■ **GIVEN TASK**: Pick out each line of the records that includes the string "React", and copy it.

*-*-*

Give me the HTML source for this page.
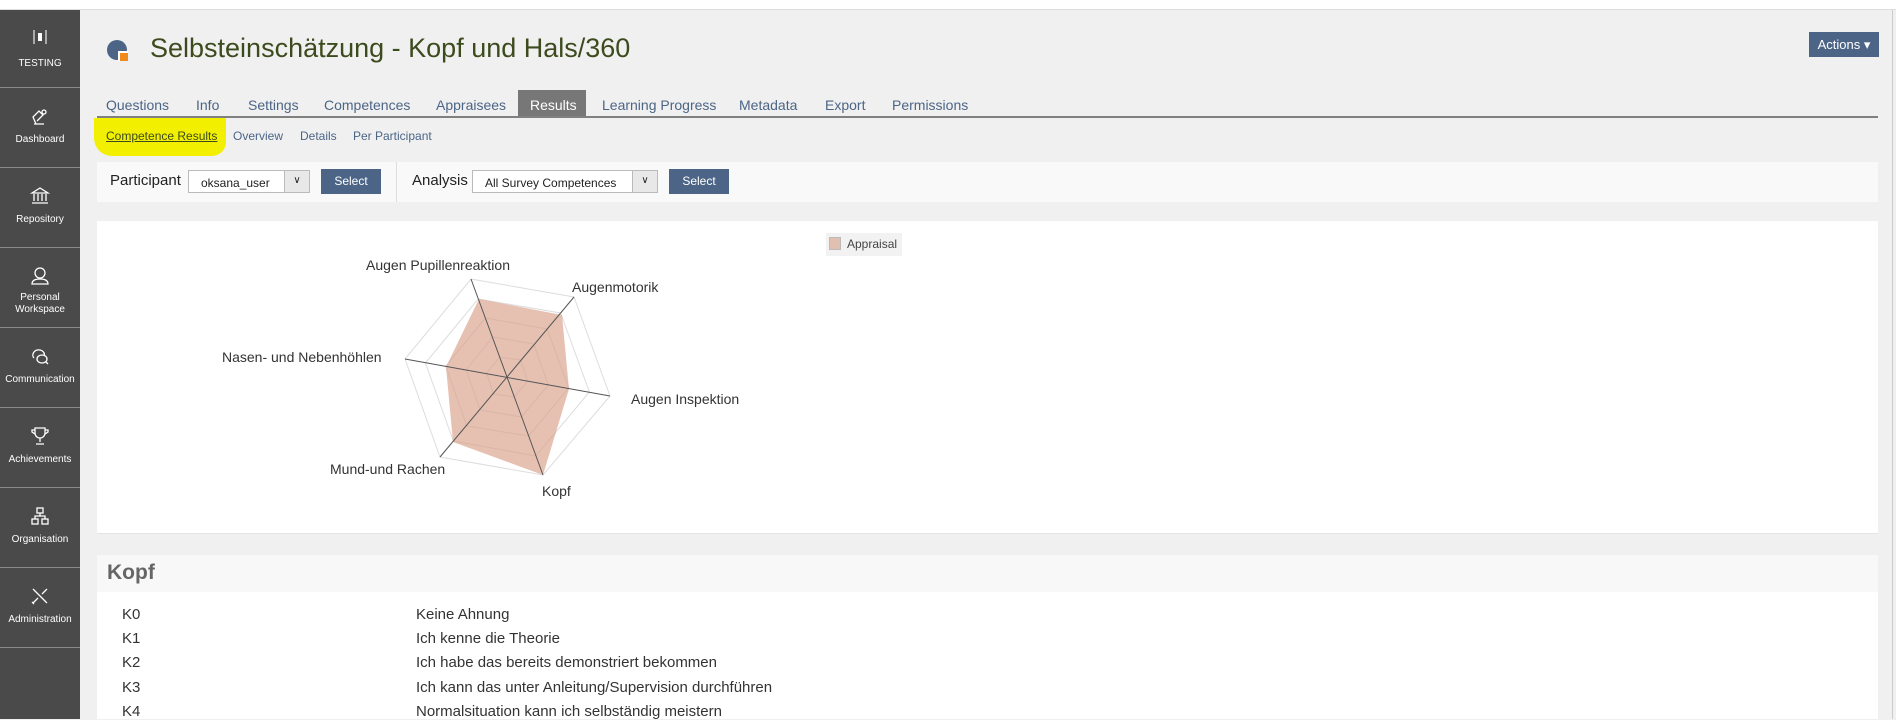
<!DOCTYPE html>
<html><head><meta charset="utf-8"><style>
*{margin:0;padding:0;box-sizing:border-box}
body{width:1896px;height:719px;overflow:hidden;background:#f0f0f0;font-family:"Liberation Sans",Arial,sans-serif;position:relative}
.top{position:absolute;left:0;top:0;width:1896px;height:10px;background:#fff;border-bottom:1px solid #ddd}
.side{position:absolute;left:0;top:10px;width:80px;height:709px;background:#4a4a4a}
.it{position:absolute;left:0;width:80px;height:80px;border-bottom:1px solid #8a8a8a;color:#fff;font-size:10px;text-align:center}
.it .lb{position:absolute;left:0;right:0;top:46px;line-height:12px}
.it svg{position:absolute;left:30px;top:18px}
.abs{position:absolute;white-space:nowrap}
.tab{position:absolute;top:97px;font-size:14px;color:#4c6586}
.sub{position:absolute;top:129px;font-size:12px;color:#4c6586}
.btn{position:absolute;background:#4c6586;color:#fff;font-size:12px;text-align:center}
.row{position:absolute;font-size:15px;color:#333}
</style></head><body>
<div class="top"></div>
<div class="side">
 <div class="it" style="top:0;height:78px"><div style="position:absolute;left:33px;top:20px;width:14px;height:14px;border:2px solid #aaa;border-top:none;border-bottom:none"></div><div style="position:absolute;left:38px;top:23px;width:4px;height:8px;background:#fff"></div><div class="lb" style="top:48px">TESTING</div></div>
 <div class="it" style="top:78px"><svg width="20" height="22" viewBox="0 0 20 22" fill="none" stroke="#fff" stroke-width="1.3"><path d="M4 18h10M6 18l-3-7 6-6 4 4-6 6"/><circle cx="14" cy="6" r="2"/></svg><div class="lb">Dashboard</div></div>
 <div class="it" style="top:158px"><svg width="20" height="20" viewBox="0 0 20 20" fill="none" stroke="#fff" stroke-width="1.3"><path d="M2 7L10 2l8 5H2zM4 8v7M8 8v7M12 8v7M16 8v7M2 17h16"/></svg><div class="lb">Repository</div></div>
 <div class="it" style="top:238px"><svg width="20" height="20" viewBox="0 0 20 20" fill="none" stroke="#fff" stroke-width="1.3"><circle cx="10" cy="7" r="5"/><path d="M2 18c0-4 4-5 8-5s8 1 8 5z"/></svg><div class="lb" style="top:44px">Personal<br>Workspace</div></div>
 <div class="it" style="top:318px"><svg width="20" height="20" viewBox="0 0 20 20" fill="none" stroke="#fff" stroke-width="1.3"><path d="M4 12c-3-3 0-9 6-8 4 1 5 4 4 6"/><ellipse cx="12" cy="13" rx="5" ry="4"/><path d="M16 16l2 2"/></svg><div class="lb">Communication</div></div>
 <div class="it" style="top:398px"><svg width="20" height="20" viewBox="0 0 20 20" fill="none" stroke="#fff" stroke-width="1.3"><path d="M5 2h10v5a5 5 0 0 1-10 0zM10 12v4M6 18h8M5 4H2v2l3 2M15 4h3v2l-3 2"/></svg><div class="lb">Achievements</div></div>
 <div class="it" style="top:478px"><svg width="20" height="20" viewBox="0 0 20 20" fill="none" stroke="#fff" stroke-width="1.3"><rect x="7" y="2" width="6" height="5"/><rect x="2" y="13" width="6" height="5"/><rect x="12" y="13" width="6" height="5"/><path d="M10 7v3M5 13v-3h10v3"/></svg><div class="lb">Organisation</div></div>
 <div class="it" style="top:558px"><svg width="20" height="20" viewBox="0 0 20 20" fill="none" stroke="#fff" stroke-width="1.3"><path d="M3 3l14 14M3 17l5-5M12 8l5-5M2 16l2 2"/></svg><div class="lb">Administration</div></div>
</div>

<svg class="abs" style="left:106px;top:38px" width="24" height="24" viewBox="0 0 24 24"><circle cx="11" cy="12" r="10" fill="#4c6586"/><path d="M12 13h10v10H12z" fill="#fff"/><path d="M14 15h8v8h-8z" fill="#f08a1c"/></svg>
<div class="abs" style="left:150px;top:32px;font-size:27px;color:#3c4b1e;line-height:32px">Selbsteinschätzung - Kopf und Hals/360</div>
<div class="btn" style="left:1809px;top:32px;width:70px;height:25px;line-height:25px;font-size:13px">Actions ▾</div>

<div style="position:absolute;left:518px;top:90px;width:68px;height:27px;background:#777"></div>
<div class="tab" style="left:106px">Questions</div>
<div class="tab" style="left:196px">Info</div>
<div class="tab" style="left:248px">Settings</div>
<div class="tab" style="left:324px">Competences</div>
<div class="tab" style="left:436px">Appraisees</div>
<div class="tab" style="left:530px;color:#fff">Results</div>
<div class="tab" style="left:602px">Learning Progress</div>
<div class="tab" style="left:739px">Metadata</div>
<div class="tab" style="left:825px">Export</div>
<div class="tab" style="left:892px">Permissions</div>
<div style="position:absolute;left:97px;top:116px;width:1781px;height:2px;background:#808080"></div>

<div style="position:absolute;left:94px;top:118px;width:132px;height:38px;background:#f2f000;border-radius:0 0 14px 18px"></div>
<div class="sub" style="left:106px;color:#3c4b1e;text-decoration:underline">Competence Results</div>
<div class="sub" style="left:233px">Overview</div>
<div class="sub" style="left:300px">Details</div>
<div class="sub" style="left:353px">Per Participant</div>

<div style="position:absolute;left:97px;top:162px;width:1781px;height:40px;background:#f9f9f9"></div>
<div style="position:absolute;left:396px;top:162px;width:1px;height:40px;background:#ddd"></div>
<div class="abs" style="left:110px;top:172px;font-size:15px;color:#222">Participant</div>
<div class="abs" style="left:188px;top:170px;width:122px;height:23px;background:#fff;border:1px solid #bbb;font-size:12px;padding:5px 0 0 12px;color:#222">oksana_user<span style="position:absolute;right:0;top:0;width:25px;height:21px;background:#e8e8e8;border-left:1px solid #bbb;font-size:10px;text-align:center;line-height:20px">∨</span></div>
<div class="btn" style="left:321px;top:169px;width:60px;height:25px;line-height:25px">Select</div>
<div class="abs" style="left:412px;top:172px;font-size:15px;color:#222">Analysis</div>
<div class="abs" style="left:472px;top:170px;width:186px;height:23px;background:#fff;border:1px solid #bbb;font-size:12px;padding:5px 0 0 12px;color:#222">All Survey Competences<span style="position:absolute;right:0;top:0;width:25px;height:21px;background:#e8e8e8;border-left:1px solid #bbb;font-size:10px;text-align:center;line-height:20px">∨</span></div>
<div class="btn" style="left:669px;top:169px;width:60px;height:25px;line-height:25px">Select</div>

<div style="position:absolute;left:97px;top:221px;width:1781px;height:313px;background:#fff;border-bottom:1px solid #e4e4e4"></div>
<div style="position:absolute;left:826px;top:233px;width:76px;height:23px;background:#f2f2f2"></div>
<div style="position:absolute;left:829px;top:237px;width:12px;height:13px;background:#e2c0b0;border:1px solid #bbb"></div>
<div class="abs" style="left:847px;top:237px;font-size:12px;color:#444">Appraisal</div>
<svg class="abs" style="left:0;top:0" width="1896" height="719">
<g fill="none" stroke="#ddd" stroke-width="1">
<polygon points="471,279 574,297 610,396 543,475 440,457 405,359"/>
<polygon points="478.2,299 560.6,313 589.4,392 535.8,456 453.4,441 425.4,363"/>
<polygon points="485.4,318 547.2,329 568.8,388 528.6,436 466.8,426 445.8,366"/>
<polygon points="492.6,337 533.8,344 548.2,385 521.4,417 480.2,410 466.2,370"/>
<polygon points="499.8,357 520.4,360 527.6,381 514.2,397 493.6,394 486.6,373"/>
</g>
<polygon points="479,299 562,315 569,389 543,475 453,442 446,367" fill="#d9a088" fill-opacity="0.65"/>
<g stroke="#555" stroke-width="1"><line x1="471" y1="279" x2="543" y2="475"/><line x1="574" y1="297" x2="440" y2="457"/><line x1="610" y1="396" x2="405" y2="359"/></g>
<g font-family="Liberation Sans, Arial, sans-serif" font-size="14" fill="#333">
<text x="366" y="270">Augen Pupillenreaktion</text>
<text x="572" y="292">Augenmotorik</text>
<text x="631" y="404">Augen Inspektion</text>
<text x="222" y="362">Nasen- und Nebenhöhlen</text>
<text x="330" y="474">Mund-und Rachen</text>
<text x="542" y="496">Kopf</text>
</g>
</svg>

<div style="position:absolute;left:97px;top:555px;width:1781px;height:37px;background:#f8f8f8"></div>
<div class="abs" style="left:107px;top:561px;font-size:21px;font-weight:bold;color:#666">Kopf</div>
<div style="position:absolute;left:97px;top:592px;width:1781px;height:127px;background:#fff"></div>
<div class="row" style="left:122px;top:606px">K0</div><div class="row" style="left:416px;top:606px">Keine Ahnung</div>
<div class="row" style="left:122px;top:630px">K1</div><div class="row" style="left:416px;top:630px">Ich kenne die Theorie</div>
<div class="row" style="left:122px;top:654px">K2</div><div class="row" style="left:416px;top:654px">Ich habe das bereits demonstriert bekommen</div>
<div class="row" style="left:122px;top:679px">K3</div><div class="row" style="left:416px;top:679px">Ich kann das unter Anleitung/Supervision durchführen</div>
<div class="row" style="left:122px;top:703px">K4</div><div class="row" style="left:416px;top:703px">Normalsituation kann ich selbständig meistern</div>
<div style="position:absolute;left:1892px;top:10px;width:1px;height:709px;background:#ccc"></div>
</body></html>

*-*-*

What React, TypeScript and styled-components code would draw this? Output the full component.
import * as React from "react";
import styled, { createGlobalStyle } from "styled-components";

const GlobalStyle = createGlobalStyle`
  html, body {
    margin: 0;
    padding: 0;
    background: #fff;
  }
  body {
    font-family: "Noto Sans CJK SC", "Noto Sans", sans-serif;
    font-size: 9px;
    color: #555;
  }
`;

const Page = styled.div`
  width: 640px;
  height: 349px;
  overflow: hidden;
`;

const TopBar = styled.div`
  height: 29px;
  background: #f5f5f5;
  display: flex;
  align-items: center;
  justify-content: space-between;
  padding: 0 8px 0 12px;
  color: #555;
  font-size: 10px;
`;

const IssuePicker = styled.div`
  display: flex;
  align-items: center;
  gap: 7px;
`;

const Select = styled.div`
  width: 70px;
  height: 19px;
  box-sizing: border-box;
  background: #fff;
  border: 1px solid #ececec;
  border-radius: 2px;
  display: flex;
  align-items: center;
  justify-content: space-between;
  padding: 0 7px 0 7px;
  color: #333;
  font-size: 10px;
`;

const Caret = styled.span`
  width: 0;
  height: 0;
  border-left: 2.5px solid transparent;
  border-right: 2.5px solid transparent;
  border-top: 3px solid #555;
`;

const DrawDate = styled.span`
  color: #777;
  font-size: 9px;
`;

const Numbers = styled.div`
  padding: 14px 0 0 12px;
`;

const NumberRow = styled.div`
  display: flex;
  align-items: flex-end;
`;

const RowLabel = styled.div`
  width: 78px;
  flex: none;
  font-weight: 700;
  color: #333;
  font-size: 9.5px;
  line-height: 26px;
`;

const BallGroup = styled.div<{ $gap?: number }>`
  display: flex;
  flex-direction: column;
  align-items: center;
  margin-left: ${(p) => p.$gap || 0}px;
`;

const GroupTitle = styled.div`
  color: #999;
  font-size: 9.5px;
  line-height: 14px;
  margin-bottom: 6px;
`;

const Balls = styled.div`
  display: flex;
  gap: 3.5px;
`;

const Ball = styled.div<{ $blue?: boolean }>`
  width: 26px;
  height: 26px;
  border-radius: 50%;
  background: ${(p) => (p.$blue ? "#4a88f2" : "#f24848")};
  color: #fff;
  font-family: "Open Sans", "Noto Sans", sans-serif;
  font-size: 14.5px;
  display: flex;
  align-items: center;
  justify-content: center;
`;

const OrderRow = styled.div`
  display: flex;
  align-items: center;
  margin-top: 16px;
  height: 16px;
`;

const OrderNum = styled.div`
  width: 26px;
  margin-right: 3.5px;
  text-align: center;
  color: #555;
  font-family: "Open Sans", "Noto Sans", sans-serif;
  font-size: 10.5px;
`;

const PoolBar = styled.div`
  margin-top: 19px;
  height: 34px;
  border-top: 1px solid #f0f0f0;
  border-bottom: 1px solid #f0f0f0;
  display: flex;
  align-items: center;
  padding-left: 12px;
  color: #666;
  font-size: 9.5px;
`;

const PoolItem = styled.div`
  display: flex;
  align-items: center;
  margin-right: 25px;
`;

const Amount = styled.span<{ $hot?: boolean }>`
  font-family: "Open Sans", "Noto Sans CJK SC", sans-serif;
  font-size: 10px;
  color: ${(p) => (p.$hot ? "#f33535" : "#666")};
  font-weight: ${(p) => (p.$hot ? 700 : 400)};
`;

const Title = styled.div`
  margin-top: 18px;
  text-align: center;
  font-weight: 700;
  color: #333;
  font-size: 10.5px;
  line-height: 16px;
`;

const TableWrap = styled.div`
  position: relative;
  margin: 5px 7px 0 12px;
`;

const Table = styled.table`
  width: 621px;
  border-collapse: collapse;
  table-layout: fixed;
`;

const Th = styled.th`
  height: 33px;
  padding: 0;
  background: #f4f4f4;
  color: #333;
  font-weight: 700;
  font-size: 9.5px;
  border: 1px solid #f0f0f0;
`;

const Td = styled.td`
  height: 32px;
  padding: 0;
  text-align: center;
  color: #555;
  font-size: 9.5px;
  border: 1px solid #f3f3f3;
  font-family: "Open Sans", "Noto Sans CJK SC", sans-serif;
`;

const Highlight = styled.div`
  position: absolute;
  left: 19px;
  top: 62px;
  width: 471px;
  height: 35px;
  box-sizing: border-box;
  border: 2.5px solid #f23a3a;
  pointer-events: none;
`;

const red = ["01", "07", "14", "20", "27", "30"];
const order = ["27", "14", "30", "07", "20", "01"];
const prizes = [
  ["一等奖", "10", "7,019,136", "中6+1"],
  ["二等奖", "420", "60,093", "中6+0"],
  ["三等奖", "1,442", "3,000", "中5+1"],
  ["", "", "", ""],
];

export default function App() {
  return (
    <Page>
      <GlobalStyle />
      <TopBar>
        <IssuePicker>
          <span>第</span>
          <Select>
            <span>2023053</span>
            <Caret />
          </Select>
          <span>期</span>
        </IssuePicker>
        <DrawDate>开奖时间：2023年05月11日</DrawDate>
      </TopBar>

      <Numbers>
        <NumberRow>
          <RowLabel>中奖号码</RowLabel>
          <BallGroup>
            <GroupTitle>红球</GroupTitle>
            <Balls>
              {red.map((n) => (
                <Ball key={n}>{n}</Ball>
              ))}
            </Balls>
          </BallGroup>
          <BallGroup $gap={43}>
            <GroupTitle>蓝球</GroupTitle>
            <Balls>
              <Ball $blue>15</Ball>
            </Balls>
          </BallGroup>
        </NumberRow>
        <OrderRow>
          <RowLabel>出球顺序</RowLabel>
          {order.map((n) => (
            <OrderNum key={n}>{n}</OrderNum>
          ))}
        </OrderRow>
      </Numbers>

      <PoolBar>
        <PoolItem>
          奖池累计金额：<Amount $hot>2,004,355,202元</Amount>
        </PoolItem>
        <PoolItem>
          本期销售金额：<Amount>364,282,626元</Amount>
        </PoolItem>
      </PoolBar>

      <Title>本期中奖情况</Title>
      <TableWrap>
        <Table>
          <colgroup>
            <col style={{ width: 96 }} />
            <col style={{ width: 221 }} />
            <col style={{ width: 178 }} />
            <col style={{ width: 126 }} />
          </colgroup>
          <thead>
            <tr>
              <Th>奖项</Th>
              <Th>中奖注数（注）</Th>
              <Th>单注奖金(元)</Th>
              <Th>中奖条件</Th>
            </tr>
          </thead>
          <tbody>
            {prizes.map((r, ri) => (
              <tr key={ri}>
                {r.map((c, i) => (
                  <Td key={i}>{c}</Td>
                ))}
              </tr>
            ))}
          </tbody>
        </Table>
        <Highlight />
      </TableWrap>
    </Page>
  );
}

*-*-*

■ **CORRECT ANSWER**:
What React, TypeScript and styled-components code would draw this? Output the full component.
import * as React from "react";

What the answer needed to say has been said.